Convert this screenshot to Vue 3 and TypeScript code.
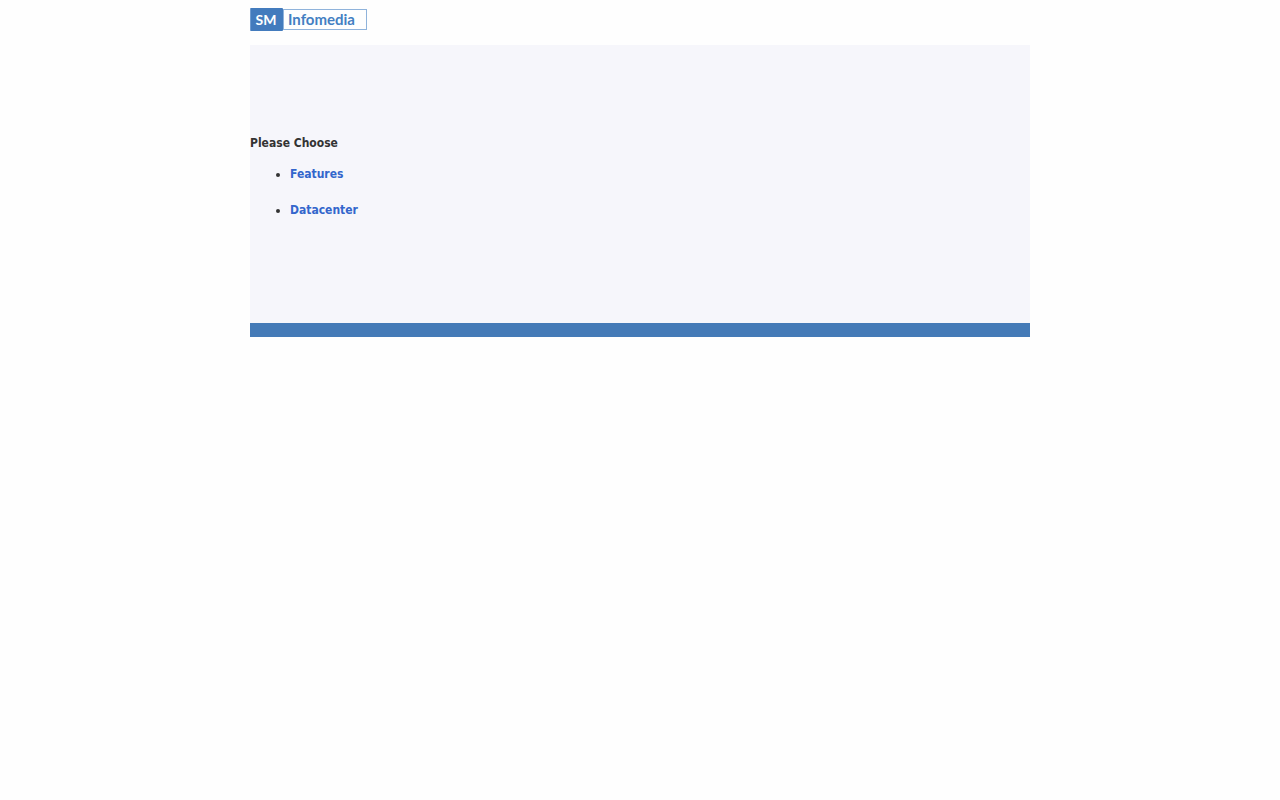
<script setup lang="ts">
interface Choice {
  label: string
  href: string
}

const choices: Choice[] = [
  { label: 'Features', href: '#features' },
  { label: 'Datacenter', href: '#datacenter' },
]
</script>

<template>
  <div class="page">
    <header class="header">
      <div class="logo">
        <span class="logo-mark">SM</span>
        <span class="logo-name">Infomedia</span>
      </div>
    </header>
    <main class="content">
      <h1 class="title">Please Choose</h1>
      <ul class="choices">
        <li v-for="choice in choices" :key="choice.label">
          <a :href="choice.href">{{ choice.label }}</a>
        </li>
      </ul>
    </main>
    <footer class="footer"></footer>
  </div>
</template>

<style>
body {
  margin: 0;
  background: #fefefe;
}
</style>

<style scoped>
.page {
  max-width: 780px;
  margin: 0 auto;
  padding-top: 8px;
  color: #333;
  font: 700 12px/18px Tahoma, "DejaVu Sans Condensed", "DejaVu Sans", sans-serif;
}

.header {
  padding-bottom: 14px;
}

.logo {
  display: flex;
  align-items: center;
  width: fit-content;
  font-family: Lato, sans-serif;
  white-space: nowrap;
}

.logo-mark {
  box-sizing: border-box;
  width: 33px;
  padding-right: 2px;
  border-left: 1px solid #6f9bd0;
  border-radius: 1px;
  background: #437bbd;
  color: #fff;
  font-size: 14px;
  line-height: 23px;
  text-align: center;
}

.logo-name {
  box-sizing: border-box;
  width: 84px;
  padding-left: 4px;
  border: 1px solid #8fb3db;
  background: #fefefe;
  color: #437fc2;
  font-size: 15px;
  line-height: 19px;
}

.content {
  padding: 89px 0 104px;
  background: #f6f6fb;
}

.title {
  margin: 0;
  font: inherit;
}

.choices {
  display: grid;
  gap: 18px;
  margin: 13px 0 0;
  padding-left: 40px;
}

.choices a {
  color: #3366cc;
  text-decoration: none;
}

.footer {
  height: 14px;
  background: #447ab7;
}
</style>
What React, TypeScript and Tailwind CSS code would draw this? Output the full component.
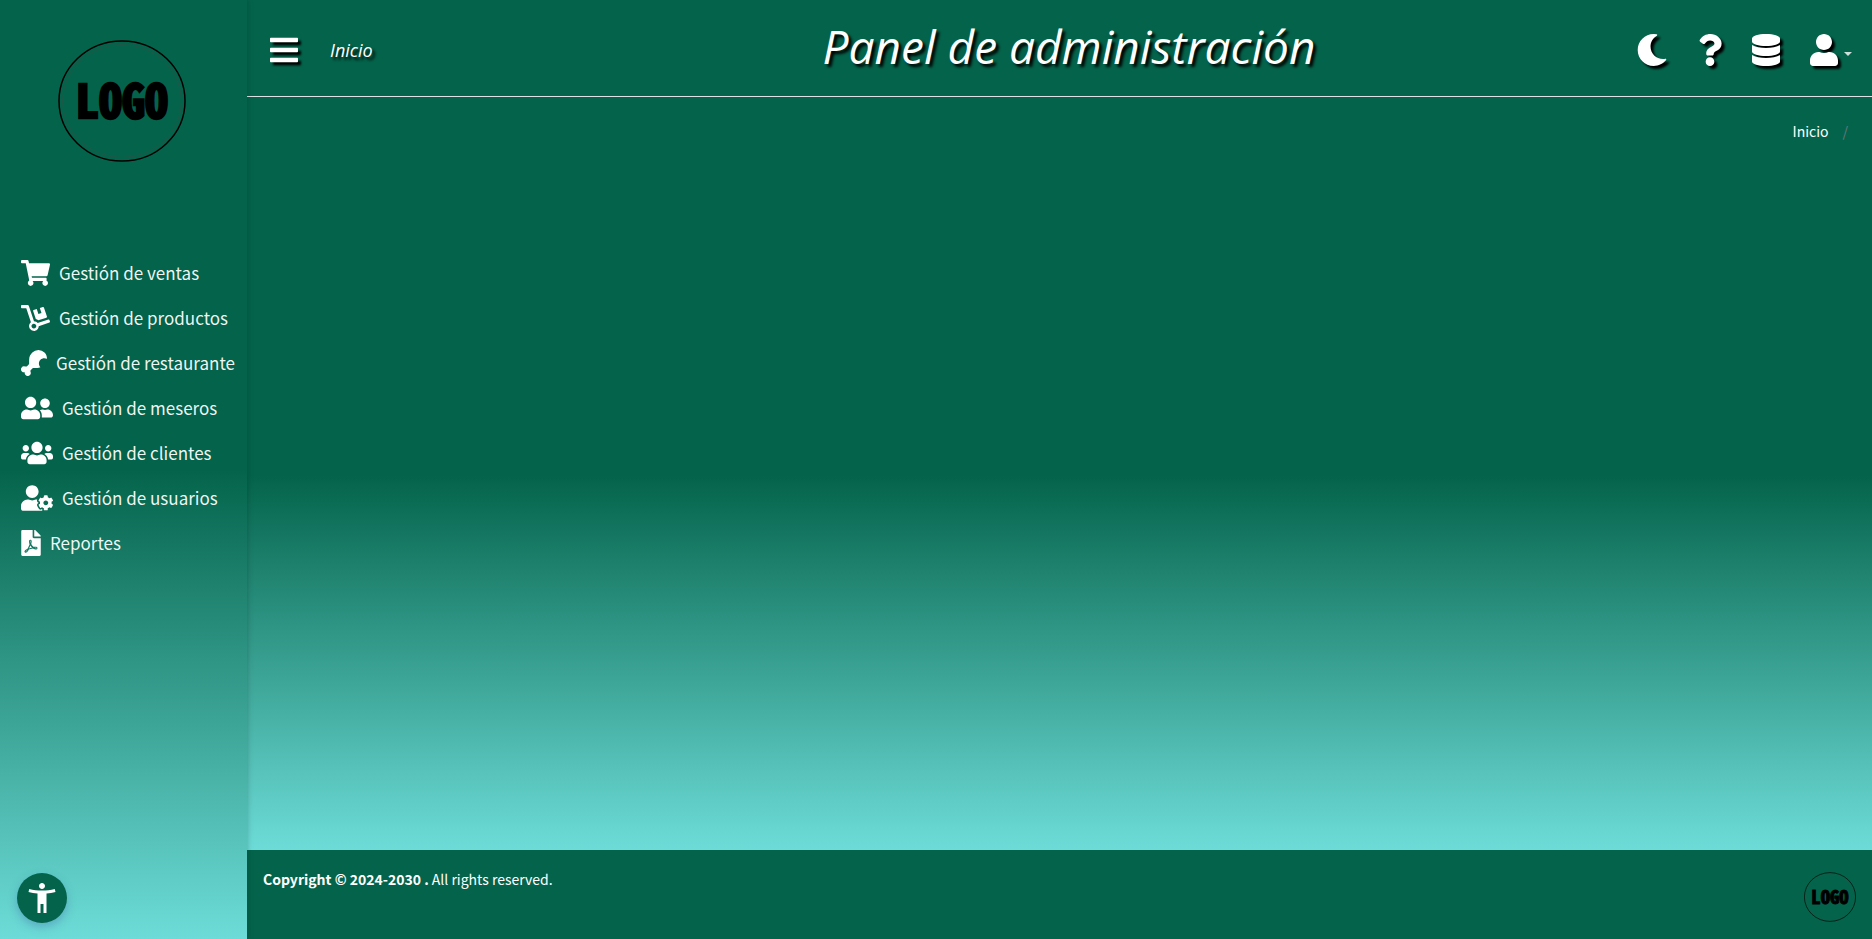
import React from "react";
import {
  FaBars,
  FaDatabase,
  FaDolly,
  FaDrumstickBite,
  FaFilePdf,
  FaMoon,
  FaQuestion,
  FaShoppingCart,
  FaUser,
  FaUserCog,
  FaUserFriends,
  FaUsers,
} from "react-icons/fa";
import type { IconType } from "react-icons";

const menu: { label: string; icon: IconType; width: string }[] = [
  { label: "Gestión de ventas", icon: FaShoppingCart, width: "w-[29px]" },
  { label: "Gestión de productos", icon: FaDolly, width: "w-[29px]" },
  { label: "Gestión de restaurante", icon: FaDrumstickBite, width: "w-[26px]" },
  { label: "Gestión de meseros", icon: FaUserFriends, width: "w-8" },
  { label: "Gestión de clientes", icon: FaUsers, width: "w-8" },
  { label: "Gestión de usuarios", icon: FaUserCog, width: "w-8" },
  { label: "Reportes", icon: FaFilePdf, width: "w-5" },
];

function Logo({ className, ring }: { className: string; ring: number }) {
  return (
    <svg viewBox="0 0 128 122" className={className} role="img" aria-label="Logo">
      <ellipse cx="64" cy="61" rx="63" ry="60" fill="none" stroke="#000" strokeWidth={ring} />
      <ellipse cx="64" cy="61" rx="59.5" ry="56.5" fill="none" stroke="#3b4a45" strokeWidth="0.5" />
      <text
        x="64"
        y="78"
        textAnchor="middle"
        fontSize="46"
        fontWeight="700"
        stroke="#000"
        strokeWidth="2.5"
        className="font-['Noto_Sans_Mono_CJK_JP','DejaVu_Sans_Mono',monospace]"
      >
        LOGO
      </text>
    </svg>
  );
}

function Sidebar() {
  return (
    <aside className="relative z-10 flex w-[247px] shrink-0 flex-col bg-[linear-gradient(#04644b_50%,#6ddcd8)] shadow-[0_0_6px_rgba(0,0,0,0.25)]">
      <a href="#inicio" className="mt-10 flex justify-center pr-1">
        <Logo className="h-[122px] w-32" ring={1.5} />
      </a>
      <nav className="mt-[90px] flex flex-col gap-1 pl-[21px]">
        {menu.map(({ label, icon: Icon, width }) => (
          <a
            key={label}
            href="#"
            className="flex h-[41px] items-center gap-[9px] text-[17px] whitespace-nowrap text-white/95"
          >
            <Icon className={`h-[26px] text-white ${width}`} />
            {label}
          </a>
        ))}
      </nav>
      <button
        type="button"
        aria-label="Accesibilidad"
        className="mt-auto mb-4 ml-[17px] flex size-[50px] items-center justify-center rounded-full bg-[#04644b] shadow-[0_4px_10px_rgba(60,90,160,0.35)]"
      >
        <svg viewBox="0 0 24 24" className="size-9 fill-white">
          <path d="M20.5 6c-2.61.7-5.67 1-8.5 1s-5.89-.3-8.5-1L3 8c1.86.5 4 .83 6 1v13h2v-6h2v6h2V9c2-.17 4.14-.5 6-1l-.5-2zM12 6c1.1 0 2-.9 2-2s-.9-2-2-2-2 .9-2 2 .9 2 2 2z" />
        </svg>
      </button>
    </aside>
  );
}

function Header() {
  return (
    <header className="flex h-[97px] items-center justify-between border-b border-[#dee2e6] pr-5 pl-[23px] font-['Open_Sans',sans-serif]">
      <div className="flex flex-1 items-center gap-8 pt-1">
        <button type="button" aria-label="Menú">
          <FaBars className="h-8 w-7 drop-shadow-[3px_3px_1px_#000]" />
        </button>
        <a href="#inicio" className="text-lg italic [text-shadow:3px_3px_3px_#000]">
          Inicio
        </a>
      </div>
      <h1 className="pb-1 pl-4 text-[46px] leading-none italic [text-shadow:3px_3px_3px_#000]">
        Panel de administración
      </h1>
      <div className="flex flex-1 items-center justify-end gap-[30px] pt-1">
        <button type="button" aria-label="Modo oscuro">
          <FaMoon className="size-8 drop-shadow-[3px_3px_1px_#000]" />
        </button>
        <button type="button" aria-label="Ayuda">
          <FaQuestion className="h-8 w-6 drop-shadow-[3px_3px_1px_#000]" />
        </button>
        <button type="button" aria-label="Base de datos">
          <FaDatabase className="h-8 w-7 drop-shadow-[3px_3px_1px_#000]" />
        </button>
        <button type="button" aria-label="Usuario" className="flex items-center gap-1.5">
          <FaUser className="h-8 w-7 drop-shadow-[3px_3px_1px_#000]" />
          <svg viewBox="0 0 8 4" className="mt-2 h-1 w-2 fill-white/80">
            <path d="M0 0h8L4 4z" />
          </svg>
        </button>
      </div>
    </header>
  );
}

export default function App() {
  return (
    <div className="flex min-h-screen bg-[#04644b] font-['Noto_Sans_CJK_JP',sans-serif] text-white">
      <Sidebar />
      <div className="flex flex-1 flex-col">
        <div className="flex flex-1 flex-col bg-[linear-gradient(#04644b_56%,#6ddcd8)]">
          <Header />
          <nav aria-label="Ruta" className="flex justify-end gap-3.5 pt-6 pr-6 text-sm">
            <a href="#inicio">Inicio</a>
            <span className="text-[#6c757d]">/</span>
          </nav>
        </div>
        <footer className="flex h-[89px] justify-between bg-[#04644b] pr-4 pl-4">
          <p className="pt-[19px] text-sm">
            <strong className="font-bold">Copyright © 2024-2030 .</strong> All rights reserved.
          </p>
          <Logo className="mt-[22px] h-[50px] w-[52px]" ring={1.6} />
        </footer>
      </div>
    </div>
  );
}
====
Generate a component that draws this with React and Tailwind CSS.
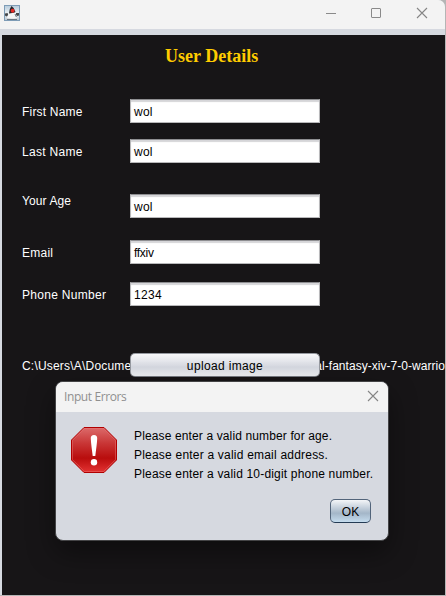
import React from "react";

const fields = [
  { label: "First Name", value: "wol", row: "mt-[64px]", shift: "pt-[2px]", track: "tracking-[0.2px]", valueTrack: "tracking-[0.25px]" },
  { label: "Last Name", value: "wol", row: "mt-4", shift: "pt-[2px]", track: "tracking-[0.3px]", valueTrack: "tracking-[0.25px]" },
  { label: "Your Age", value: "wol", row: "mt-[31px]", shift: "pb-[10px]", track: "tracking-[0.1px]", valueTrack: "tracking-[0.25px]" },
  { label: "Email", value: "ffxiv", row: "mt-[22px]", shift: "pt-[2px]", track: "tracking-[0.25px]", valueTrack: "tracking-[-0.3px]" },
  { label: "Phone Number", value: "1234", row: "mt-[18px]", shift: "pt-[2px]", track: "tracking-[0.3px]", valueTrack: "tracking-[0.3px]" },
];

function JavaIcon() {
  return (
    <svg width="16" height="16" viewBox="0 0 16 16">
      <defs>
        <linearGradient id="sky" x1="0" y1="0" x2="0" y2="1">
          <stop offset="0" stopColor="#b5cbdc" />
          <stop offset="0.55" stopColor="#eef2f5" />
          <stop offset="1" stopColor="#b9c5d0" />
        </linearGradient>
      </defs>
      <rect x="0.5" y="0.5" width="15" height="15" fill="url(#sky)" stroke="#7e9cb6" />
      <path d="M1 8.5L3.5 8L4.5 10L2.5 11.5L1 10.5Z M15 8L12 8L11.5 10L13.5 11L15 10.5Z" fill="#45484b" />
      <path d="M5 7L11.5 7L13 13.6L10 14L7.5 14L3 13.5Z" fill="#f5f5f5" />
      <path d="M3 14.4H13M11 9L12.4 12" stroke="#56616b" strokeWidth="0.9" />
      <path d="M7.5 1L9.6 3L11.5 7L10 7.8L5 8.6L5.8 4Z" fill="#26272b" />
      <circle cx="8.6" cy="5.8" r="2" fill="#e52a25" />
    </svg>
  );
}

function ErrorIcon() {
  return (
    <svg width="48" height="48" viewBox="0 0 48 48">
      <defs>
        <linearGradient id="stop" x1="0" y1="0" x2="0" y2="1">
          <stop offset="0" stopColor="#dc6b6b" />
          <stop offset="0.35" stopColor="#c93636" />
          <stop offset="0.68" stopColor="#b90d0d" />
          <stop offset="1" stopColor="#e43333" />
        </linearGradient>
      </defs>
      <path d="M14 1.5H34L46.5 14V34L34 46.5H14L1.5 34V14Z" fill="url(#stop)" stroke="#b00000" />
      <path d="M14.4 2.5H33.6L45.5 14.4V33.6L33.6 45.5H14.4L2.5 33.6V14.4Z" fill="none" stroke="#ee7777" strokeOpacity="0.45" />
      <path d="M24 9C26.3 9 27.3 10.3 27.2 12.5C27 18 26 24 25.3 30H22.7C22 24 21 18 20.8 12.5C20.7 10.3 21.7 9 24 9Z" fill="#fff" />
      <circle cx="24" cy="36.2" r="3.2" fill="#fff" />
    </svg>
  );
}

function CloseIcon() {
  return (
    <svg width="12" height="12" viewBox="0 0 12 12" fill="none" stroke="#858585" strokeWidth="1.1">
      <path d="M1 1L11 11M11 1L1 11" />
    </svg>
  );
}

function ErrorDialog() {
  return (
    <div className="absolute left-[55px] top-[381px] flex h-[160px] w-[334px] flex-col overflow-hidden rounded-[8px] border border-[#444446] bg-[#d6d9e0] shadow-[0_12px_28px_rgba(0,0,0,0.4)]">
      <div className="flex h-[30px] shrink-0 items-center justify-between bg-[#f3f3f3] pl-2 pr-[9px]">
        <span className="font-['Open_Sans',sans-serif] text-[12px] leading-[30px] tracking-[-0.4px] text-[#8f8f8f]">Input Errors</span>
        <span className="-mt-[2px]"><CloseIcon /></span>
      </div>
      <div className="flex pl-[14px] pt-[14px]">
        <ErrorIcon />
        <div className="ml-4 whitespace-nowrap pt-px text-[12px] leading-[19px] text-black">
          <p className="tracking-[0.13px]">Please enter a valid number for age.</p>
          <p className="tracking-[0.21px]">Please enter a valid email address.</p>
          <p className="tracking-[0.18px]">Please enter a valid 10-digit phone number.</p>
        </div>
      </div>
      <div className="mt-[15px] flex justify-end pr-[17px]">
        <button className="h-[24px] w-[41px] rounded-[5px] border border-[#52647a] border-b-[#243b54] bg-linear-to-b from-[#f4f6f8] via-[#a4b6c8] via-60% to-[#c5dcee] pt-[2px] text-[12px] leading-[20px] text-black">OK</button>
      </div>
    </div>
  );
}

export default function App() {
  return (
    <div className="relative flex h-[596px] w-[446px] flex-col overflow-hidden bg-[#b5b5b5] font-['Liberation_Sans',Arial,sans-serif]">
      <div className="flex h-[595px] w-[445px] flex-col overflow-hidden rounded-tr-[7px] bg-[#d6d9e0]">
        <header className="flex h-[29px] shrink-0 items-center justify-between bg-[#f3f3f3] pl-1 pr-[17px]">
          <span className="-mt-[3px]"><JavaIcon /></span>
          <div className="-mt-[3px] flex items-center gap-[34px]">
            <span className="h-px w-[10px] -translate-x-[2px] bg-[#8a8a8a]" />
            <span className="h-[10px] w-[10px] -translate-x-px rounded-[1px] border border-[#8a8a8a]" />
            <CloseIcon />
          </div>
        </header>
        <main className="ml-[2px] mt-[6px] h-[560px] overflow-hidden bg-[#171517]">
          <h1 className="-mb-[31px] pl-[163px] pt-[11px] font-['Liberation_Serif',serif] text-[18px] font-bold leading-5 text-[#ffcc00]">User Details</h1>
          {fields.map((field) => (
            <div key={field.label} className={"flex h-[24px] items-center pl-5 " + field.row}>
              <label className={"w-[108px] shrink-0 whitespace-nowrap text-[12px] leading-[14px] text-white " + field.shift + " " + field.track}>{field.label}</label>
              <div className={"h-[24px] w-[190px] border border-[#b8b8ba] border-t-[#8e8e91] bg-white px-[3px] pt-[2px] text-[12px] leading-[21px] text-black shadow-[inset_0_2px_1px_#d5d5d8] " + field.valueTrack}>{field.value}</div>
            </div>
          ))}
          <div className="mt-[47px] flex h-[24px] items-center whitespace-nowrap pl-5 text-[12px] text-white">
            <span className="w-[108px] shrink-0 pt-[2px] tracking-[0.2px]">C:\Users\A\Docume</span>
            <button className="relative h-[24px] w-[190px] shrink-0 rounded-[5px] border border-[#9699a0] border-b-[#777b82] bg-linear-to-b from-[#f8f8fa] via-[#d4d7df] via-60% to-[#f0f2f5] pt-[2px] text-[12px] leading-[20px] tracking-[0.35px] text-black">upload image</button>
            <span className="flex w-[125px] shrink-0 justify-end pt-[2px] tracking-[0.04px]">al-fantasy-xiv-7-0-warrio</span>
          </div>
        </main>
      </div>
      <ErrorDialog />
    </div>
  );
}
====
**PROBLEM DETAILS:** Wherever a line in the data above holds "full", copy that line.

**WORKED SOLUTION:**
What React, TypeScript and Tailwind CSS code would draw this? Output the full component.
        className="mt-auto mb-4 ml-[17px] flex size-[50px] items-center justify-center rounded-full bg-[#04644b] shadow-[0_4px_10px_rgba(60,90,160,0.35)]"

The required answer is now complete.